The imploding photograph
and political correctness
an exploration by pablo luis gonzález
Does this Helmut Newton’s photograph of David Hockney, published on the front page of The Guardian to report his first major exhibition in London for the past few years, actually depicts that reality?
Was Hockney photographed at the same time and at the same place of the pots and the painting? Or was this image superimposed via Photoshop to a different image of the pots?
I believe that this photograph depicts accurately Hockney, the pots and the painting, to be on the same place and at the same time because I trust The Guardian and Helmut Newton. I said “I believe” rather than “I know”. If the picture had been published by The Sun, I would have had serious doubts.

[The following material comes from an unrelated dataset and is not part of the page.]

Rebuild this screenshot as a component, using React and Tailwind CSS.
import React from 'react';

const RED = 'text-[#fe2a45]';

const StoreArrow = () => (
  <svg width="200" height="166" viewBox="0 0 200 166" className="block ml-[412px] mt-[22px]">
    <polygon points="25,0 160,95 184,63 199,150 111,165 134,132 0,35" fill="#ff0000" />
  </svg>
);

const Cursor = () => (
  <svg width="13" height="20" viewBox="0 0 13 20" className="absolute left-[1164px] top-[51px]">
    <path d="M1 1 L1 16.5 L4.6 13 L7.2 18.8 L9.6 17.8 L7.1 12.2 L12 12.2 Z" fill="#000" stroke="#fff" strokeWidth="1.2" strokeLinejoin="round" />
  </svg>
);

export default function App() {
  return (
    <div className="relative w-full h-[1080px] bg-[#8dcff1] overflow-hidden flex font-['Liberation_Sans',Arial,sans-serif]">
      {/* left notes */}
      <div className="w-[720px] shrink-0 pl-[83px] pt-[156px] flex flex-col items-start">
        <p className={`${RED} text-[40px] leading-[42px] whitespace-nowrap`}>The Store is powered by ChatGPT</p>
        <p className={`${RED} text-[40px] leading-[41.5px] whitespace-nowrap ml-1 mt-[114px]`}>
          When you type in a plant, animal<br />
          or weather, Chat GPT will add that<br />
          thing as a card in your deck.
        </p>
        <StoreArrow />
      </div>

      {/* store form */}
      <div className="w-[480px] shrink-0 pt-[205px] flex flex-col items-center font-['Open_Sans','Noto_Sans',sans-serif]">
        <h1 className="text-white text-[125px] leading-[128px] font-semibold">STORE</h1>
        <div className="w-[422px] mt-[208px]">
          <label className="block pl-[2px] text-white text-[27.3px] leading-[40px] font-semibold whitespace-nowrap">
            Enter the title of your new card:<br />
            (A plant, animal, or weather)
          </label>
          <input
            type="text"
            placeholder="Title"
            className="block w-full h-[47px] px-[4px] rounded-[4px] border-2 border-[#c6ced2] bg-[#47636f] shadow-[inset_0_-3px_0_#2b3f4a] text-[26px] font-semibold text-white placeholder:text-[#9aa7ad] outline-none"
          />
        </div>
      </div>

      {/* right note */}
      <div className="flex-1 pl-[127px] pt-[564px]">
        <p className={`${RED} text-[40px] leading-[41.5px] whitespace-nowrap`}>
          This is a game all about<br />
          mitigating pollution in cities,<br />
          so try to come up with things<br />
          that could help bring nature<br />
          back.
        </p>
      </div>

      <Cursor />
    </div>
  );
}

This difference between “I believe” and “I know” is crucial in understanding the role of the still image and its use by the media.

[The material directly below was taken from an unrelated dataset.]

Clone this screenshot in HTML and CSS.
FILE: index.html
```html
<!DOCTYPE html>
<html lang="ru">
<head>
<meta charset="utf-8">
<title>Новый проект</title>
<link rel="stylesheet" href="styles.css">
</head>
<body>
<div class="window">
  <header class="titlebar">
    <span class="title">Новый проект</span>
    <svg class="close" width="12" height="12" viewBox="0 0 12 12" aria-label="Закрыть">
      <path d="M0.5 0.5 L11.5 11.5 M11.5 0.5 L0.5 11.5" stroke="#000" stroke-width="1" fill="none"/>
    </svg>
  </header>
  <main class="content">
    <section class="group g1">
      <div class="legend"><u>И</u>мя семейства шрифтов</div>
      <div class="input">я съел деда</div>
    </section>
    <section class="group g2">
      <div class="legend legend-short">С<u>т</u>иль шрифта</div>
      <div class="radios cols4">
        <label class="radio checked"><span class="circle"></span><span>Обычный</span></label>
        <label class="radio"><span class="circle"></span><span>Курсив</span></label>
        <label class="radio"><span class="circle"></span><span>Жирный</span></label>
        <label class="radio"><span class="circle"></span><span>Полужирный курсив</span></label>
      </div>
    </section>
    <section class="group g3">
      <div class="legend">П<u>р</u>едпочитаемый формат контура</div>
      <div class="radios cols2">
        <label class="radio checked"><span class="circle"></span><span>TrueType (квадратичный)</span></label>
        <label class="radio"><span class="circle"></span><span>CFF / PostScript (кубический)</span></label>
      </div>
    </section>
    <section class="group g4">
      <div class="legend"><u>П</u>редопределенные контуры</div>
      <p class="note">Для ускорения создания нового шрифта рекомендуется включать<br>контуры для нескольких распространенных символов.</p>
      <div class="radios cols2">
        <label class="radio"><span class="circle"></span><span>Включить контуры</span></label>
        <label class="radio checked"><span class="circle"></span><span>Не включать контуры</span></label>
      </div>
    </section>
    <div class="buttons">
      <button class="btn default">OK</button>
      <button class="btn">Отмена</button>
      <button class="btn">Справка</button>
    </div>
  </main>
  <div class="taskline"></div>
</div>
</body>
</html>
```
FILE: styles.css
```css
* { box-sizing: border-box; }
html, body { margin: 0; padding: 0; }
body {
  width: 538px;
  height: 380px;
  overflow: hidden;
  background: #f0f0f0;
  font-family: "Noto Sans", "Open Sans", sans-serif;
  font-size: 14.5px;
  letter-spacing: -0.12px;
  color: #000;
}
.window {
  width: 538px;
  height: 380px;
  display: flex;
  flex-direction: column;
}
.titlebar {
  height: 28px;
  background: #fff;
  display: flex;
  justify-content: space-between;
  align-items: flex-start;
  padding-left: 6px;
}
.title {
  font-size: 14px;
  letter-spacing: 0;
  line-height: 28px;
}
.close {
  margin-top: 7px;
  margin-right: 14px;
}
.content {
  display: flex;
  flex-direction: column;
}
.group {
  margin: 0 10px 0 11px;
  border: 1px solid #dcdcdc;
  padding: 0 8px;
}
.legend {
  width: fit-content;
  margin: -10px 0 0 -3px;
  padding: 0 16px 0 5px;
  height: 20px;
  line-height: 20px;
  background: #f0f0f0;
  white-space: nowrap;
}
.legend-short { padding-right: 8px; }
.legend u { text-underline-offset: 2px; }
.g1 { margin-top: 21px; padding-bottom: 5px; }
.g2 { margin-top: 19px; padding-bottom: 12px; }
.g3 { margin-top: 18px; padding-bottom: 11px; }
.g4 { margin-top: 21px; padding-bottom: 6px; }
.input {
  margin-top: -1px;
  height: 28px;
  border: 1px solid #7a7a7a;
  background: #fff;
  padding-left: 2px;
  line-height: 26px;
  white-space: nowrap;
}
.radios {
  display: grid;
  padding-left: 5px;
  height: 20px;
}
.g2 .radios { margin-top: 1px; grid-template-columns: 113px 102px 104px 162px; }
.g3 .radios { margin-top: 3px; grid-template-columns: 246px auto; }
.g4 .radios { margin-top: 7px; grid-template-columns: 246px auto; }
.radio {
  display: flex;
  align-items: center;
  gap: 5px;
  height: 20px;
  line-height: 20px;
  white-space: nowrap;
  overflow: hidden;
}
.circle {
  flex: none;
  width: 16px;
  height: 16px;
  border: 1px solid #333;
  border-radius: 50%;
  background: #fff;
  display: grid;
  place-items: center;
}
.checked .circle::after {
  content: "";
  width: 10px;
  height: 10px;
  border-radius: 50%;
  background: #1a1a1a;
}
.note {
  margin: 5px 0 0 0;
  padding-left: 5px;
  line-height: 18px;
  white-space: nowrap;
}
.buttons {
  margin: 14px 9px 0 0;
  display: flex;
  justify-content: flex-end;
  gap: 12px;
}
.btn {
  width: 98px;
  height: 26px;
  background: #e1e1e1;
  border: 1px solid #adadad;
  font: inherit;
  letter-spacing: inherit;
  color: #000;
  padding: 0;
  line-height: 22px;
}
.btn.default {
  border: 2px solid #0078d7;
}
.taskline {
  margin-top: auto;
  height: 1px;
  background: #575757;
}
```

“The immensely gifted members of the Farm Security Administration photographic project of the late 1930s (among them Walker Evans, Dorothea Lange, Ben Shahn, Russell Lee) would take dozens of frontal pictures of one of their sharecropper subjects until satisfied that they had gotten just the right look on film – the precise expression on the subject’s face that supported their own notions about poverty, light, dignity, texture, exploitation, and geometry.”
The photograpic image has no relation at all with the truth or falsehood of the “reality” of its content. Therefore, to say that “the camera never lies”, “the camera always lies”, or even “the camera sometimes lies, and some lies tells the truth”, does not mean anything.
This shot of Cordelia by Jane McLeish for The Guardian’s Weekend magazine (May 24 1997) caught my attention for its open reference to the FSA’s photographic work, in particular to Walker Evans’ image of a tenant farmer’s wife, Hale County, Alabama, 1936, yet it is a photograph of a well fed English model shot somewhere in England in 1997 for a fashion supplement. A reality which is a long way apart from the rural America that Dorothea Lange and her friends covered during the great depression of the 1930s.
What does the picture tells us about its content? Is Cordelia a farm girl from rural America from the 1930s? Or is she a model playing at being a farm girl from rural America from the 1930s? The photograph was taken to sell clothes, that is its function. As such, it is independent from its content. It says nothing about the specific circumstances it was shot, we cannot construct an image of Cordelia from it, apart from reasserting that she is a model. We learn nothing about her.
However, there is a direct reference, because of its style, to a past which has been glamorized to support a lifestyle, so that more clothes can be sold. “As photographs give people an imaginary possession of a past that is unreal, they also help people to take possession of space in which they are unsecure,” writes Susan Sontag.
What is it actually being advertised by this photograph? Girls? T-shirts? Denim miniskirts? Underwear? A rather shallow lifestyle a young girl is suppose to reach if shebuys all three items with a CK logo? The ad was withdrawn in the US after objections by the public, including Bill Clinton.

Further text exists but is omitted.